___ Dataset extract

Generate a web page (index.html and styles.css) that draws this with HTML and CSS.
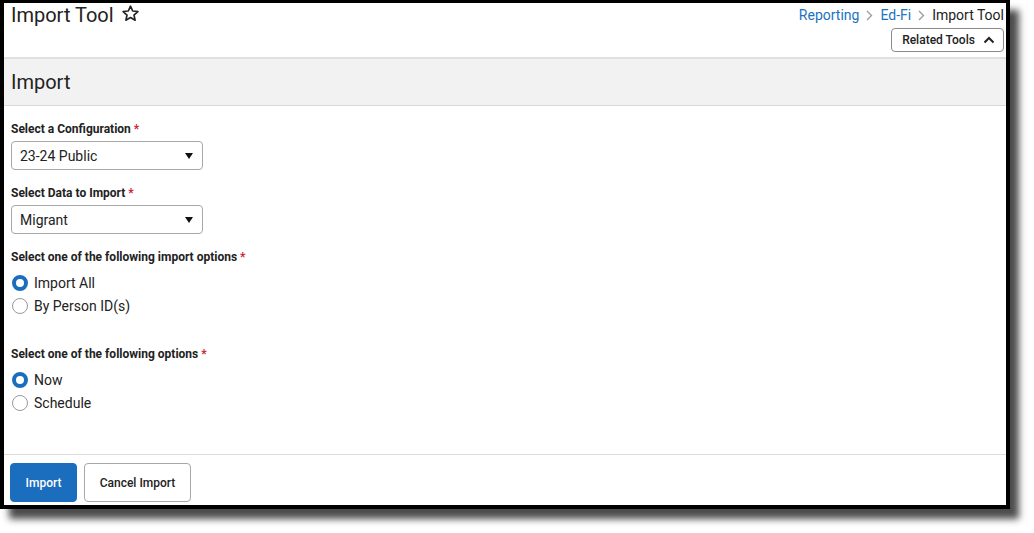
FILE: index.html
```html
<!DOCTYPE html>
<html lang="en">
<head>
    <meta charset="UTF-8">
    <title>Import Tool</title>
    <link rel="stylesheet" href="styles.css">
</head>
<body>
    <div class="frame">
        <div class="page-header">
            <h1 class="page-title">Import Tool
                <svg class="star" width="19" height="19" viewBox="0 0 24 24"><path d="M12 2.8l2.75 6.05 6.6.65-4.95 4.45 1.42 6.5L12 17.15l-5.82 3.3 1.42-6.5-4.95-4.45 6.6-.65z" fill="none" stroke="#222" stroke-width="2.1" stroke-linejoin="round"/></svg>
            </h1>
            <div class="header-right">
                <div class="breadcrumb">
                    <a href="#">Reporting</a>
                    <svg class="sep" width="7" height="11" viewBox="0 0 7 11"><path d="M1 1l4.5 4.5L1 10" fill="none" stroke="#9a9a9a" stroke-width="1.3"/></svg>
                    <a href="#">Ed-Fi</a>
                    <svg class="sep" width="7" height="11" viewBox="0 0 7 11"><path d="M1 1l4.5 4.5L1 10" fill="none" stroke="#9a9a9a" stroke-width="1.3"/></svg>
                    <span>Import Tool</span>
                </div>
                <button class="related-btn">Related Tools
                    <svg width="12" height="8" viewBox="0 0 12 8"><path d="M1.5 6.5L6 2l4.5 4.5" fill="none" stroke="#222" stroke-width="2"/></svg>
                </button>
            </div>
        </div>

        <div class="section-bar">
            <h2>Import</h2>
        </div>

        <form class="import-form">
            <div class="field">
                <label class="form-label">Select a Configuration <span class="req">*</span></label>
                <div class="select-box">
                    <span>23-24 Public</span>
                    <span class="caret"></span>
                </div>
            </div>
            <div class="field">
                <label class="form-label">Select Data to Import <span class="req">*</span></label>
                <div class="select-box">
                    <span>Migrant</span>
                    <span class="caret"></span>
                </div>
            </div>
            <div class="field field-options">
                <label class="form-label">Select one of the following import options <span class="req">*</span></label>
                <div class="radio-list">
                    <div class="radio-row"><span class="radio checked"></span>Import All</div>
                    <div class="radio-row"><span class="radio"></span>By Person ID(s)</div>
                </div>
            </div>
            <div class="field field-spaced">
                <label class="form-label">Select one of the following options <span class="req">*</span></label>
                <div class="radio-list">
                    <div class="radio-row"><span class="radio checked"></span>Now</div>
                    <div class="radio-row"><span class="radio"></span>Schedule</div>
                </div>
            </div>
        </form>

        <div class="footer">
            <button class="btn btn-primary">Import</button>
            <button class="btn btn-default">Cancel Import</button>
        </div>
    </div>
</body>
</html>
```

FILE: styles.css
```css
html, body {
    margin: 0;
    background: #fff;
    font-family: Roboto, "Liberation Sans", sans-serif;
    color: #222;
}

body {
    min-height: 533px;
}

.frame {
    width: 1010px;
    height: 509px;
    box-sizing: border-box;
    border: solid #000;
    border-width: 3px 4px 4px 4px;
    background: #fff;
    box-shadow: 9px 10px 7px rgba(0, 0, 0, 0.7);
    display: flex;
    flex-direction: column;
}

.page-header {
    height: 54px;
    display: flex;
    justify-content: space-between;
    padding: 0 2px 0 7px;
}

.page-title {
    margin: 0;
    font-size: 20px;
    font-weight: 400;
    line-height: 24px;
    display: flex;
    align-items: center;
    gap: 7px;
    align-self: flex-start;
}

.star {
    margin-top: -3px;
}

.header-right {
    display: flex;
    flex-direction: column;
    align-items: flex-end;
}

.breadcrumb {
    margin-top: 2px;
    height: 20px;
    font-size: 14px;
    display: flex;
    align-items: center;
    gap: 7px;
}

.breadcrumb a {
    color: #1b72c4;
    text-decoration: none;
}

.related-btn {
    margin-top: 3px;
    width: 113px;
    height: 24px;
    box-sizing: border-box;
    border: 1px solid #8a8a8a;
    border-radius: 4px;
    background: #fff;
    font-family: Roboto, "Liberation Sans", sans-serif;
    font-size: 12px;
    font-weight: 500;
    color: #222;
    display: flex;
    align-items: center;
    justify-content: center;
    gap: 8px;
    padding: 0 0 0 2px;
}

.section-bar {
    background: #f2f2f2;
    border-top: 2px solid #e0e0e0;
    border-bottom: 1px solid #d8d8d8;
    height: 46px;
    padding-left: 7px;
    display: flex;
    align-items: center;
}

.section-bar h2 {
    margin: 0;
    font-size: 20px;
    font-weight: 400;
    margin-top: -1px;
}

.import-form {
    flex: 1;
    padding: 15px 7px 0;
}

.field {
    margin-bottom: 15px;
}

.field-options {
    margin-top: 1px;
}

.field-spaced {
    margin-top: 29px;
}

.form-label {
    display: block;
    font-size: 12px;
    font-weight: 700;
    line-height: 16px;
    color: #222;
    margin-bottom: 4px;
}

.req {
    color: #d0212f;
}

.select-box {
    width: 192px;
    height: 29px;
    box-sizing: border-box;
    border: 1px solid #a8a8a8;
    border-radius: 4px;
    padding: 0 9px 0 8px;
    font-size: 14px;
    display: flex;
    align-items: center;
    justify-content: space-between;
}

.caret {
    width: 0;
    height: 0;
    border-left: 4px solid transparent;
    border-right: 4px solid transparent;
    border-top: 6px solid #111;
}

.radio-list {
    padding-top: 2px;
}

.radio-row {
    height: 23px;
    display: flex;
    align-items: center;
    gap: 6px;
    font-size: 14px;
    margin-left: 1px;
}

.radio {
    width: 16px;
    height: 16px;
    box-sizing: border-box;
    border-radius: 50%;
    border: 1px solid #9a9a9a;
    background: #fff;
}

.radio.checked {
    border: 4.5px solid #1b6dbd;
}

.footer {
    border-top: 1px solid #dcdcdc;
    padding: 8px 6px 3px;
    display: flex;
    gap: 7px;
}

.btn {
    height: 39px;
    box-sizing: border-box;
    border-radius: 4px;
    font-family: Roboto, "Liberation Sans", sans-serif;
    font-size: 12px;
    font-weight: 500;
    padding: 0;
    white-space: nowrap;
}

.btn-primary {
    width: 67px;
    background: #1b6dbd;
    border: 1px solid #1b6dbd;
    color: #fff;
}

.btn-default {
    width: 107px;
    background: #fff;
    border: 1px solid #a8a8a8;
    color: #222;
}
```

______

Retype the whole listing exactly and leave the pictures out.

# Answer for the task:
Generate a web page (index.html and styles.css) that draws this with HTML and CSS.
FILE: index.html
```html
<!DOCTYPE html>
<html lang="en">
<head>
    <meta charset="UTF-8">
    <title>Import Tool</title>
    <link rel="stylesheet" href="styles.css">
</head>
<body>
    <div class="frame">
        <div class="page-header">
            <h1 class="page-title">Import Tool
                <svg class="star" width="19" height="19" viewBox="0 0 24 24"><path d="M12 2.8l2.75 6.05 6.6.65-4.95 4.45 1.42 6.5L12 17.15l-5.82 3.3 1.42-6.5-4.95-4.45 6.6-.65z" fill="none" stroke="#222" stroke-width="2.1" stroke-linejoin="round"/></svg>
            </h1>
            <div class="header-right">
                <div class="breadcrumb">
                    <a href="#">Reporting</a>
                    <svg class="sep" width="7" height="11" viewBox="0 0 7 11"><path d="M1 1l4.5 4.5L1 10" fill="none" stroke="#9a9a9a" stroke-width="1.3"/></svg>
                    <a href="#">Ed-Fi</a>
                    <svg class="sep" width="7" height="11" viewBox="0 0 7 11"><path d="M1 1l4.5 4.5L1 10" fill="none" stroke="#9a9a9a" stroke-width="1.3"/></svg>
                    <span>Import Tool</span>
                </div>
                <button class="related-btn">Related Tools
                    <svg width="12" height="8" viewBox="0 0 12 8"><path d="M1.5 6.5L6 2l4.5 4.5" fill="none" stroke="#222" stroke-width="2"/></svg>
                </button>
            </div>
        </div>

        <div class="section-bar">
            <h2>Import</h2>
        </div>

        <form class="import-form">
            <div class="field">
                <label class="form-label">Select a Configuration <span class="req">*</span></label>
                <div class="select-box">
                    <span>23-24 Public</span>
                    <span class="caret"></span>
                </div>
            </div>
            <div class="field">
                <label class="form-label">Select Data to Import <span class="req">*</span></label>
                <div class="select-box">
                    <span>Migrant</span>
                    <span class="caret"></span>
                </div>
            </div>
            <div class="field field-options">
                <label class="form-label">Select one of the following import options <span class="req">*</span></label>
                <div class="radio-list">
                    <div class="radio-row"><span class="radio checked"></span>Import All</div>
                    <div class="radio-row"><span class="radio"></span>By Person ID(s)</div>
                </div>
            </div>
            <div class="field field-spaced">
                <label class="form-label">Select one of the following options <span class="req">*</span></label>
                <div class="radio-list">
                    <div class="radio-row"><span class="radio checked"></span>Now</div>
                    <div class="radio-row"><span class="radio"></span>Schedule</div>
                </div>
            </div>
        </form>

        <div class="footer">
            <button class="btn btn-primary">Import</button>
            <button class="btn btn-default">Cancel Import</button>
        </div>
    </div>
</body>
</html>
```

FILE: styles.css
```css
html, body {
    margin: 0;
    background: #fff;
    font-family: Roboto, "Liberation Sans", sans-serif;
    color: #222;
}

body {
    min-height: 533px;
}

.frame {
    width: 1010px;
    height: 509px;
    box-sizing: border-box;
    border: solid #000;
    border-width: 3px 4px 4px 4px;
    background: #fff;
    box-shadow: 9px 10px 7px rgba(0, 0, 0, 0.7);
    display: flex;
    flex-direction: column;
}

.page-header {
    height: 54px;
    display: flex;
    justify-content: space-between;
    padding: 0 2px 0 7px;
}

.page-title {
    margin: 0;
    font-size: 20px;
    font-weight: 400;
    line-height: 24px;
    display: flex;
    align-items: center;
    gap: 7px;
    align-self: flex-start;
}

.star {
    margin-top: -3px;
}

.header-right {
    display: flex;
    flex-direction: column;
    align-items: flex-end;
}

.breadcrumb {
    margin-top: 2px;
    height: 20px;
    font-size: 14px;
    display: flex;
    align-items: center;
    gap: 7px;
}

.breadcrumb a {
    color: #1b72c4;
    text-decoration: none;
}

.related-btn {
    margin-top: 3px;
    width: 113px;
    height: 24px;
    box-sizing: border-box;
    border: 1px solid #8a8a8a;
    border-radius: 4px;
    background: #fff;
    font-family: Roboto, "Liberation Sans", sans-serif;
    font-size: 12px;
    font-weight: 500;
    color: #222;
    display: flex;
    align-items: center;
    justify-content: center;
    gap: 8px;
    padding: 0 0 0 2px;
}

.section-bar {
    background: #f2f2f2;
    border-top: 2px solid #e0e0e0;
    border-bottom: 1px solid #d8d8d8;
    height: 46px;
    padding-left: 7px;
    display: flex;
    align-items: center;
}

.section-bar h2 {
    margin: 0;
    font-size: 20px;
    font-weight: 400;
    margin-top: -1px;
}

.import-form {
    flex: 1;
    padding: 15px 7px 0;
}

.field {
    margin-bottom: 15px;
}

.field-options {
    margin-top: 1px;
}

.field-spaced {
    margin-top: 29px;
}

.form-label {
    display: block;
    font-size: 12px;
    font-weight: 700;
    line-height: 16px;
    color: #222;
    margin-bottom: 4px;
}

.req {
    color: #d0212f;
}

.select-box {
    width: 192px;
    height: 29px;
    box-sizing: border-box;
    border: 1px solid #a8a8a8;
    border-radius: 4px;
    padding: 0 9px 0 8px;
    font-size: 14px;
    display: flex;
    align-items: center;
    justify-content: space-between;
}

.caret {
    width: 0;
    height: 0;
    border-left: 4px solid transparent;
    border-right: 4px solid transparent;
    border-top: 6px solid #111;
}

.radio-list {
    padding-top: 2px;
}

.radio-row {
    height: 23px;
    display: flex;
    align-items: center;
    gap: 6px;
    font-size: 14px;
    margin-left: 1px;
}

.radio {
    width: 16px;
    height: 16px;
    box-sizing: border-box;
    border-radius: 50%;
    border: 1px solid #9a9a9a;
    background: #fff;
}

.radio.checked {
    border: 4.5px solid #1b6dbd;
}

.footer {
    border-top: 1px solid #dcdcdc;
    padding: 8px 6px 3px;
    display: flex;
    gap: 7px;
}

.btn {
    height: 39px;
    box-sizing: border-box;
    border-radius: 4px;
    font-family: Roboto, "Liberation Sans", sans-serif;
    font-size: 12px;
    font-weight: 500;
    padding: 0;
    white-space: nowrap;
}

.btn-primary {
    width: 67px;
    background: #1b6dbd;
    border: 1px solid #1b6dbd;
    color: #fff;
}

.btn-default {
    width: 107px;
    background: #fff;
    border: 1px solid #a8a8a8;
    color: #222;
}
```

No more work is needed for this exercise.